EXERCISE REQUIREMENTS -
Return all lines below containing the word "components".
◆ ◆ ◆ ◆ ◆ ◆ ◆
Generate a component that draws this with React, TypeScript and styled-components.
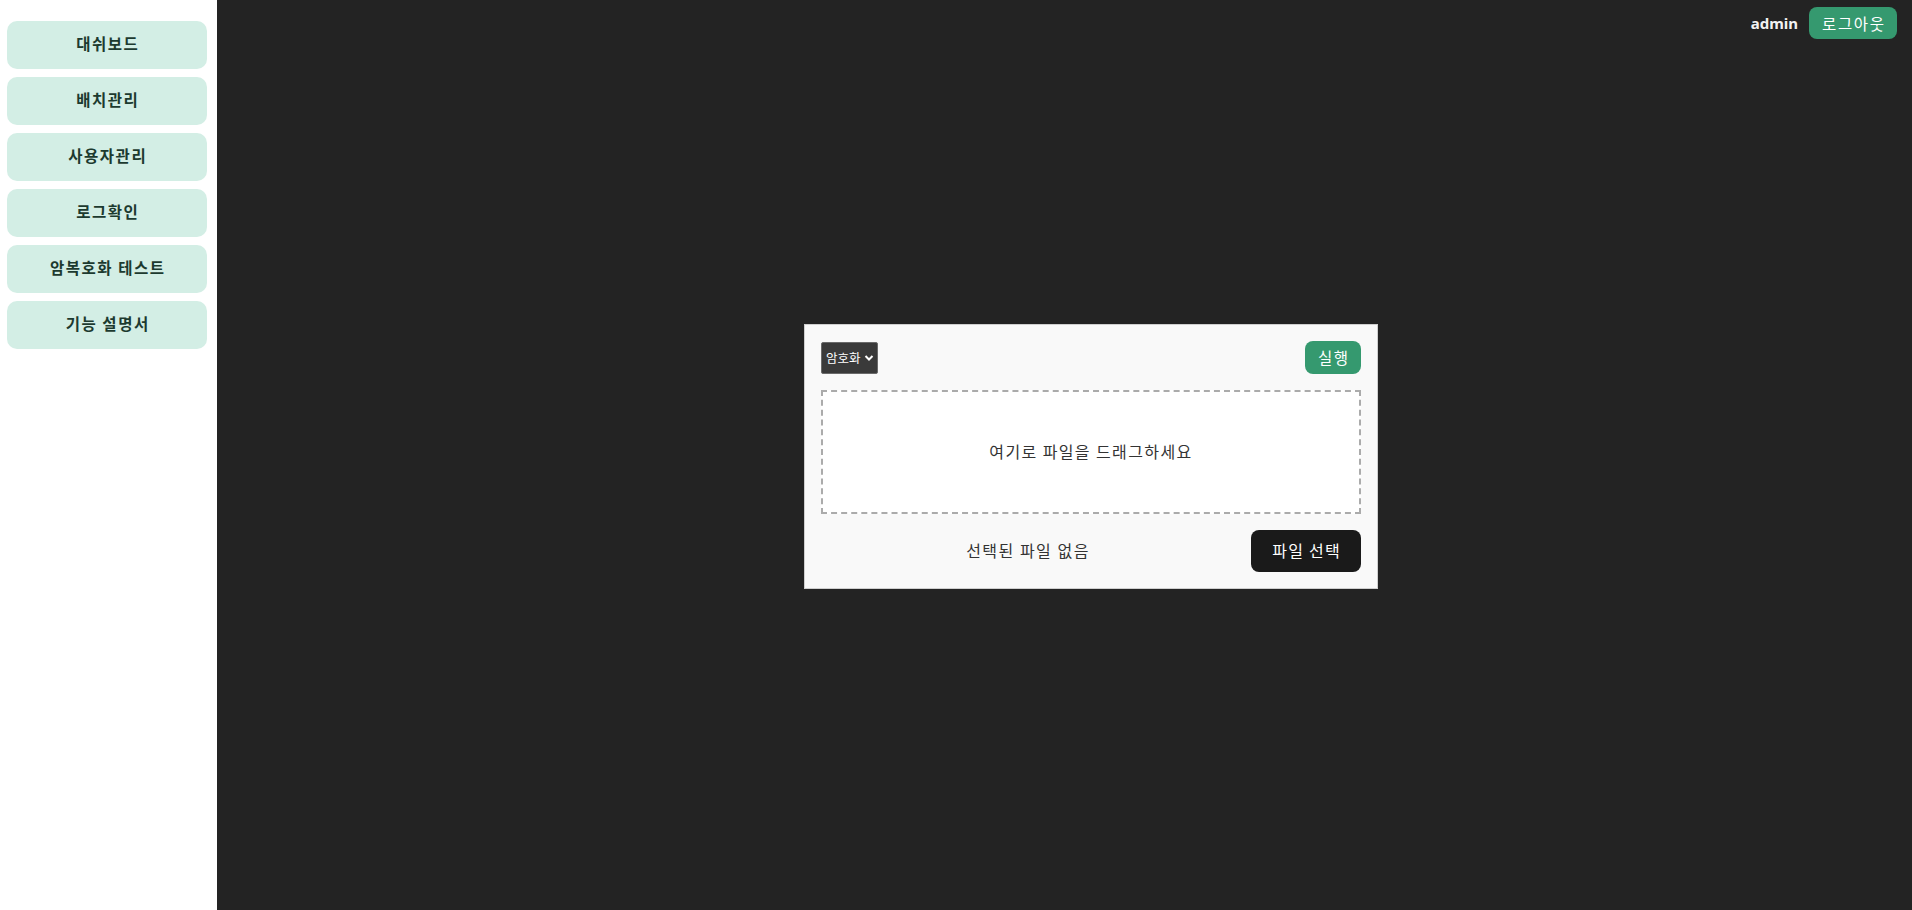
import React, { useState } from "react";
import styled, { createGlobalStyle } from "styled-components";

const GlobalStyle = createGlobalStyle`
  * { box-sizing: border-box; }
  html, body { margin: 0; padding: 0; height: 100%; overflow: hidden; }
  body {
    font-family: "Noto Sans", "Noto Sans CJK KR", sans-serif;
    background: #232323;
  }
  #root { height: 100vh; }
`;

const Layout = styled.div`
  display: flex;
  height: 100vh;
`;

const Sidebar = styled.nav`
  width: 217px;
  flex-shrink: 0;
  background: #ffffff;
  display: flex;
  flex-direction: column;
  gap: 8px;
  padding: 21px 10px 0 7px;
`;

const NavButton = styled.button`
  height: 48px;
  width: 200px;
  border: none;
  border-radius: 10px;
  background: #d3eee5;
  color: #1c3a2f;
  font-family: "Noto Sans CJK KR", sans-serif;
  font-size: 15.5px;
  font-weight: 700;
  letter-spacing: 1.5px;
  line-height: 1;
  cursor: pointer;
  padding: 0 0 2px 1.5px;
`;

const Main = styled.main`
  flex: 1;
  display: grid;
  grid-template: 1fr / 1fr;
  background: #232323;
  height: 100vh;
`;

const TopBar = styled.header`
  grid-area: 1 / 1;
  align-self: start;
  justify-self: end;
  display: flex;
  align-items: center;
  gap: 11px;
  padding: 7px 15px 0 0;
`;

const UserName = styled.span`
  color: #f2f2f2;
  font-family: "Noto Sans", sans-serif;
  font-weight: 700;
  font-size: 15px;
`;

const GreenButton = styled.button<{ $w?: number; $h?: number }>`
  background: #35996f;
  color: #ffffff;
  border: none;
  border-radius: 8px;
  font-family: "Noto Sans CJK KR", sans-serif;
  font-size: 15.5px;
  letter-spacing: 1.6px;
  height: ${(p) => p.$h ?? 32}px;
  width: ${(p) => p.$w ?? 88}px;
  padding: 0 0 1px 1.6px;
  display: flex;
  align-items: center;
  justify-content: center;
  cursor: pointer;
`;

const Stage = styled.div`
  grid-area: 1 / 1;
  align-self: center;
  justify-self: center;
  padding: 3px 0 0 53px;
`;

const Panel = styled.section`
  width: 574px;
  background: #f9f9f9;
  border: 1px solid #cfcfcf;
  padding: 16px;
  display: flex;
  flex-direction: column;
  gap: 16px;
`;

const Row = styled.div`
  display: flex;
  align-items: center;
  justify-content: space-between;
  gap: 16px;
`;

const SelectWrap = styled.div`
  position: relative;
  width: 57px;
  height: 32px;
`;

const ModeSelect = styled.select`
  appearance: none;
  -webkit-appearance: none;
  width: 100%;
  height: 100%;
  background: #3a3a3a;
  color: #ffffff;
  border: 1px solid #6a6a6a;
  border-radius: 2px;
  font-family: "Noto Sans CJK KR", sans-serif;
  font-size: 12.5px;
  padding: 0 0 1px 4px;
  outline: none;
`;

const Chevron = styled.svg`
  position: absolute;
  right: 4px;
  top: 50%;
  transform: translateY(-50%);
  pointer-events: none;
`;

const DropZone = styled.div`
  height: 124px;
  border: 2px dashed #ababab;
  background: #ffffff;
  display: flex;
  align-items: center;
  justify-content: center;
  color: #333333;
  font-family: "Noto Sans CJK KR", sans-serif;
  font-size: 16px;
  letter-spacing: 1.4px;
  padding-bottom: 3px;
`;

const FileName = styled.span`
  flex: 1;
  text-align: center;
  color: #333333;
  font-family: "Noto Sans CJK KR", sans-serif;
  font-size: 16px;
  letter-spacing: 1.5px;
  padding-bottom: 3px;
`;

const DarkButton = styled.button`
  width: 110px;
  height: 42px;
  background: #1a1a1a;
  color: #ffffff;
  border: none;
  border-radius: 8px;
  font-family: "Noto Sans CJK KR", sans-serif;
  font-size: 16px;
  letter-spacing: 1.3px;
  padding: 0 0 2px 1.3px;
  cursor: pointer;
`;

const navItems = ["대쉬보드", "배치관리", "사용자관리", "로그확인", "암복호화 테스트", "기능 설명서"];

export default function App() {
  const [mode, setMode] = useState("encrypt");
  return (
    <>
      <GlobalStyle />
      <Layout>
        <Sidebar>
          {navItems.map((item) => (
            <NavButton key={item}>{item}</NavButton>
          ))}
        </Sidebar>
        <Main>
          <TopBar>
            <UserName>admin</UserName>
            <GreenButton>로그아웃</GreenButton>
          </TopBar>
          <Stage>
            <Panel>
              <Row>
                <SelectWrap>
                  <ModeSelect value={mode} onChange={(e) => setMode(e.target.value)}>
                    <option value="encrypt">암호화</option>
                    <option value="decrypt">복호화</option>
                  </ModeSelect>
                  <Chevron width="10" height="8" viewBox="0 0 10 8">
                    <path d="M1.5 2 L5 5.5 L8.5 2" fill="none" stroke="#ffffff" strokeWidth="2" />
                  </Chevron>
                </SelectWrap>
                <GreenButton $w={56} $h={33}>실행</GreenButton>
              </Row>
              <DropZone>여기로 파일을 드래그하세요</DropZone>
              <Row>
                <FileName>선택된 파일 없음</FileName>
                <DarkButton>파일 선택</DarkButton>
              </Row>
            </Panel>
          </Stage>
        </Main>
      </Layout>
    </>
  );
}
◆ ◆ ◆ ◆ ◆ ◆ ◆
WRITTEN ANSWER -
Generate a component that draws this with React, TypeScript and styled-components.
import styled, { createGlobalStyle } from "styled-components";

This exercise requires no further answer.